### Exercise aim
Go through the listing and set it down exactly, leaving out its pictures.

### Supplied material
━━━━━━━━━━━━━━━━━━━━

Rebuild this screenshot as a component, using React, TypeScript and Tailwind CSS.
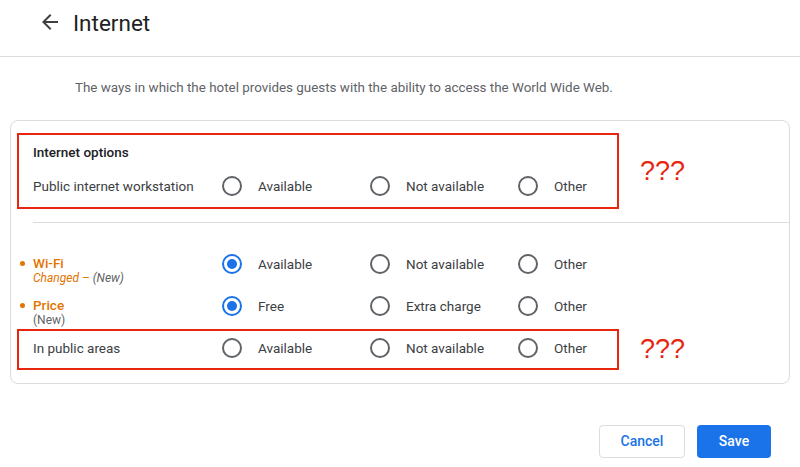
import React from "react";

const font = { fontFamily: "Roboto, 'Noto Sans', Arial, sans-serif" };

function Radio({ checked }: { checked?: boolean }) {
  return checked ? (
    <span className="flex h-[20px] w-[20px] shrink-0 items-center justify-center rounded-full border-2 border-[#1a73e8]">
      <span className="h-[10px] w-[10px] rounded-full bg-[#1a73e8]" />
    </span>
  ) : (
    <span className="h-[20px] w-[20px] shrink-0 rounded-full border-2 border-[#5f6368]" />
  );
}

function Options({ items, checked }: { items: string[]; checked?: number }) {
  return (
    <div className="flex">
      {items.map((t, i) => (
        <div key={t} className={i < items.length - 1 ? "flex w-[148px] shrink-0 items-center" : "flex shrink-0 items-center"}>
          <Radio checked={checked === i} />
          <span className="ml-[16px] whitespace-nowrap text-[13.5px] leading-[18px] text-[#3c4043]">{t}</span>
        </div>
      ))}
    </div>
  );
}

const std = ["Available", "Not available", "Other"];

function Marks() {
  return (
    <span
      className="ml-[21px] text-[27px] leading-none text-[#e8260f]"
      style={{ fontFamily: "'Liberation Sans', Arial, sans-serif" }}
    >
      ???
    </span>
  );
}

export default function App() {
  return (
    <div className="h-[467px] w-[800px] overflow-hidden bg-white" style={font}>
      <header className="flex h-[57px] items-start border-b border-[#dadce0] pl-[38px] pt-[9px]">
        <svg width="24" height="24" viewBox="0 0 24 24" className="mt-[1px] text-[#3c4043]">
          <path fill="currentColor" d="M20 11H7.83l5.59-5.59L12 4l-8 8 8 8 1.41-1.41L7.83 13H20v-2z" />
        </svg>
        <h1 className="ml-[11px] text-[22.5px] leading-[28px] text-[#202124]">Internet</h1>
      </header>

      <p className="ml-[75px] mt-[22px] whitespace-nowrap text-[13.4px] leading-[18px] text-[#5f6368]">
        The ways in which the hotel provides guests with the ability to access the World Wide Web.
      </p>

      <div className="ml-[10px] mt-[23px] w-[780px] rounded-[8px] border border-[#dadce0] pb-[13px] pt-[12px]">
        <div className="ml-[6px] flex items-center">
          <div className="w-[602px] border-2 border-[#e8260f] pb-[7px] pl-[14px] pt-[8px]">
            <div className="text-[13.5px] font-medium leading-[18px] text-[#202124]">Internet options</div>
            <div className="mt-[11px] flex h-[28px] items-center">
              <div className="w-[189px] shrink-0 whitespace-nowrap text-[13.5px] leading-[18px] text-[#3c4043]">
                Public internet workstation
              </div>
              <Options items={std} />
            </div>
          </div>
          <Marks />
        </div>

        <div className="ml-[22px] mt-[13px] h-px bg-[#dadce0]" />

        <div className="ml-[22px] mt-[31px] flex h-[42px] items-start">
          <div className="relative w-[189px] shrink-0">
            <span className="absolute left-[-13px] top-[7px] h-[5px] w-[5px] rounded-full bg-[#e37400]" />
            <div className="text-[13.5px] font-medium leading-[18px] text-[#e37400]">Wi-Fi</div>
            <div className="whitespace-nowrap text-[12px] italic leading-[13px]">
              <span className="text-[#e37400]">Changed – </span>
              <span className="text-[#5f6368]">(New)</span>
            </div>
          </div>
          <Options items={std} checked={0} />
        </div>

        <div className="ml-[22px] flex h-[33px] items-start">
          <div className="relative w-[189px] shrink-0">
            <span className="absolute left-[-13px] top-[7px] h-[5px] w-[5px] rounded-full bg-[#e37400]" />
            <div className="text-[13.5px] font-medium leading-[18px] text-[#e37400]">Price</div>
            <div className="text-[12px] leading-[13px] text-[#5f6368]">(New)</div>
          </div>
          <Options items={["Free", "Extra charge", "Other"]} checked={0} />
        </div>

        <div className="ml-[6px] flex items-center">
          <div className="flex h-[41px] w-[602px] items-start border-2 border-[#e8260f] pl-[14px] pt-[7px]">
            <div className="flex h-[20px] w-[189px] shrink-0 items-center text-[13.5px] leading-[18px] text-[#3c4043]">
              In public areas
            </div>
            <Options items={std} />
          </div>
          <Marks />
        </div>
      </div>

      <div className="mr-[29px] mt-[41px] flex justify-end gap-[12px]">
        <button className="h-[33px] w-[86px] rounded-[4px] border border-[#dadce0] bg-white text-[14px] font-medium text-[#1a73e8]">
          Cancel
        </button>
        <button className="h-[33px] w-[74px] rounded-[4px] bg-[#1a73e8] text-[14px] font-medium text-white">
          Save
        </button>
      </div>
    </div>
  );
}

━━━━━━━━━━━━━━━━━━━━

### Output
Rebuild this screenshot as a component, using React, TypeScript and Tailwind CSS.
import React from "react";

const font = { fontFamily: "Roboto, 'Noto Sans', Arial, sans-serif" };

function Radio({ checked }: { checked?: boolean }) {
  return checked ? (
    <span className="flex h-[20px] w-[20px] shrink-0 items-center justify-center rounded-full border-2 border-[#1a73e8]">
      <span className="h-[10px] w-[10px] rounded-full bg-[#1a73e8]" />
    </span>
  ) : (
    <span className="h-[20px] w-[20px] shrink-0 rounded-full border-2 border-[#5f6368]" />
  );
}

function Options({ items, checked }: { items: string[]; checked?: number }) {
  return (
    <div className="flex">
      {items.map((t, i) => (
        <div key={t} className={i < items.length - 1 ? "flex w-[148px] shrink-0 items-center" : "flex shrink-0 items-center"}>
          <Radio checked={checked === i} />
          <span className="ml-[16px] whitespace-nowrap text-[13.5px] leading-[18px] text-[#3c4043]">{t}</span>
        </div>
      ))}
    </div>
  );
}

const std = ["Available", "Not available", "Other"];

function Marks() {
  return (
    <span
      className="ml-[21px] text-[27px] leading-none text-[#e8260f]"
      style={{ fontFamily: "'Liberation Sans', Arial, sans-serif" }}
    >
      ???
    </span>
  );
}

export default function App() {
  return (
    <div className="h-[467px] w-[800px] overflow-hidden bg-white" style={font}>
      <header className="flex h-[57px] items-start border-b border-[#dadce0] pl-[38px] pt-[9px]">
        <svg width="24" height="24" viewBox="0 0 24 24" className="mt-[1px] text-[#3c4043]">
          <path fill="currentColor" d="M20 11H7.83l5.59-5.59L12 4l-8 8 8 8 1.41-1.41L7.83 13H20v-2z" />
        </svg>
        <h1 className="ml-[11px] text-[22.5px] leading-[28px] text-[#202124]">Internet</h1>
      </header>

      <p className="ml-[75px] mt-[22px] whitespace-nowrap text-[13.4px] leading-[18px] text-[#5f6368]">
        The ways in which the hotel provides guests with the ability to access the World Wide Web.
      </p>

      <div className="ml-[10px] mt-[23px] w-[780px] rounded-[8px] border border-[#dadce0] pb-[13px] pt-[12px]">
        <div className="ml-[6px] flex items-center">
          <div className="w-[602px] border-2 border-[#e8260f] pb-[7px] pl-[14px] pt-[8px]">
            <div className="text-[13.5px] font-medium leading-[18px] text-[#202124]">Internet options</div>
            <div className="mt-[11px] flex h-[28px] items-center">
              <div className="w-[189px] shrink-0 whitespace-nowrap text-[13.5px] leading-[18px] text-[#3c4043]">
                Public internet workstation
              </div>
              <Options items={std} />
            </div>
          </div>
          <Marks />
        </div>

        <div className="ml-[22px] mt-[13px] h-px bg-[#dadce0]" />

        <div className="ml-[22px] mt-[31px] flex h-[42px] items-start">
          <div className="relative w-[189px] shrink-0">
            <span className="absolute left-[-13px] top-[7px] h-[5px] w-[5px] rounded-full bg-[#e37400]" />
            <div className="text-[13.5px] font-medium leading-[18px] text-[#e37400]">Wi-Fi</div>
            <div className="whitespace-nowrap text-[12px] italic leading-[13px]">
              <span className="text-[#e37400]">Changed – </span>
              <span className="text-[#5f6368]">(New)</span>
            </div>
          </div>
          <Options items={std} checked={0} />
        </div>

        <div className="ml-[22px] flex h-[33px] items-start">
          <div className="relative w-[189px] shrink-0">
            <span className="absolute left-[-13px] top-[7px] h-[5px] w-[5px] rounded-full bg-[#e37400]" />
            <div className="text-[13.5px] font-medium leading-[18px] text-[#e37400]">Price</div>
            <div className="text-[12px] leading-[13px] text-[#5f6368]">(New)</div>
          </div>
          <Options items={["Free", "Extra charge", "Other"]} checked={0} />
        </div>

        <div className="ml-[6px] flex items-center">
          <div className="flex h-[41px] w-[602px] items-start border-2 border-[#e8260f] pl-[14px] pt-[7px]">
            <div className="flex h-[20px] w-[189px] shrink-0 items-center text-[13.5px] leading-[18px] text-[#3c4043]">
              In public areas
            </div>
            <Options items={std} />
          </div>
          <Marks />
        </div>
      </div>

      <div className="mr-[29px] mt-[41px] flex justify-end gap-[12px]">
        <button className="h-[33px] w-[86px] rounded-[4px] border border-[#dadce0] bg-white text-[14px] font-medium text-[#1a73e8]">
          Cancel
        </button>
        <button className="h-[33px] w-[74px] rounded-[4px] bg-[#1a73e8] text-[14px] font-medium text-white">
          Save
        </button>
      </div>
    </div>
  );
}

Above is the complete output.